The Red Sox are stuck in a funk in which they’ve been all year where they take two steps forward but can’t continue that momentum and inevitably take at least one step back. That continued this past weekend when they dropped two of three to the Blue Jays after rolling into that series, and it’s the bullpen that has been the focus of the fan base of late. It’s certainly not the only issue, and as a unit they’ve actually been solid this year. Boston’s relief corps is in the bottom of the top ten in both ERA and FIP this season. I think it’s fair to say that part of the issue is that every fan base thinks their bullpen sucks. It’s part of the nature of the position where your failures are just so much more magnified than your successes.
At the same time, there are very real issues with this bullpen that are in some ways masked by the numbers. There simply isn’t a lot of talent in this unit and it feels like guys like Brandon Workman and Marcus Walden and, when he’s healthy again, Heath Hembree are all pitching over their heads this season. It’s certainly possible that is me underrating these pitchers — it certainly wouldn’t be my first time doing this — but looking at the depth chart it seems like there is one top guy and then a whole lot of issues.
What’s making matters even more untenable of late is that the one top guy, Matt Barnes, is struggling mightily. Barnes is clearly the best reliever in this Red Sox bullpen, but he has not been pitching like it lately. To be fair, even with the recent struggles his overall numbers still look great. The righty has made 34 appearances this year with 33 innings and he has pitched to a 3.82 ERA, a 2.39 FIP and a 1.79 DRA. In fact, by peripherals this has been the best season of his career with over 16 strikeouts per nine innings and a career-high ground ball rate just below 60 percent. In fact, among the 269 pitchers with at least 30 innings under their belts this year, Barnes’ park-adjusted DRA is the best in all of baseball.

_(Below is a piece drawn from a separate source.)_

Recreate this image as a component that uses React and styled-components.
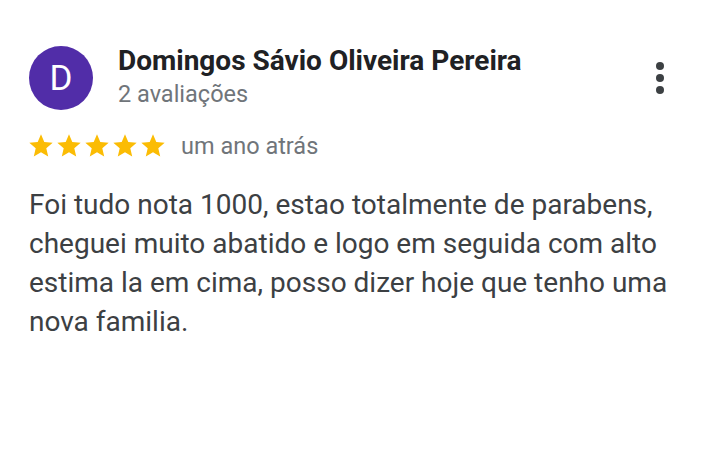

That’s all well and good, but it’s not exactly a consolation prize for what he has looked like lately. What he has looked like is not the top reliever of a playoff-caliber bullpen, particularly not one with the lack of depth possessed by the Red Sox. Going back to May 22, he has pitched to an ugly 7.07 ERA with nearly a walk per inning. He’s still getting the strikeouts (24 in 14 innings) but the walks combined with a .406 batting average on balls in play are leading to disastrous results. What the Red Sox need to figure out is what exactly is going on.
Right now, it’s the control that is really killing him of late. As I said, he is walking nearly a batter per inning in this recent stretch. In that time frame, he has walked just over 17 percent of his opponents, which is among the worst rates in baseball. There have been 334 pitchers who have tossed at least 10 innings since May 22 and only five have walked batters at a higher rate. (A little off-topic, but Brandon Workman is one of those five pitchers).
Digging a little bit deeper, it’s been his fastball in particular that seems to be an issue. Early in the season, Barnes was relying very heavily on his curveball, and it was working. As I wrote early in the year, though, it seemed unsustainable. Eventually, batters were going to lay off his curveball and force him to come back with the fastball. That’s happened of late, as he has slowly used his fastball more and more this year and in June is starting to throw the pitch more than half the time for the first time in 2019. However, he’s also struggling more than ever with his command on the pitch. His swing rate on the fastball has fallen by 16 percent since the start of his slide and almost half of the heaters he’s thrown have gone for balls. That’s supposed to be the pitch he gets over for strikes when he needs it.
All of this so far has ignored what is almost certainly the biggest issue for Barnes so far: His workload. Since the start of June, no pitcher has been used more than Barnes. Moreover, these have all been high-stress appearances since his role is to face off against his opponents’ best hitters day in and day out. It’s hard to know how much of the blame goes on this usage, because putting it all on the lack of depth forcing Cora to use Barnes as much as he has seems to be taking an undue amount of responsibility away from the pitcher who isn’t making his pitches. At the same time, it’s hard watching him and not thinking he looks like a fatigued arm. Whatever the case may be, with the way this Red Sox bullpen is constituted it doesn’t work unless Barnes is throwing strikes, getting swings and dominating. That hasn’t been happening of late, but hopefully a little rest will get him back on that path.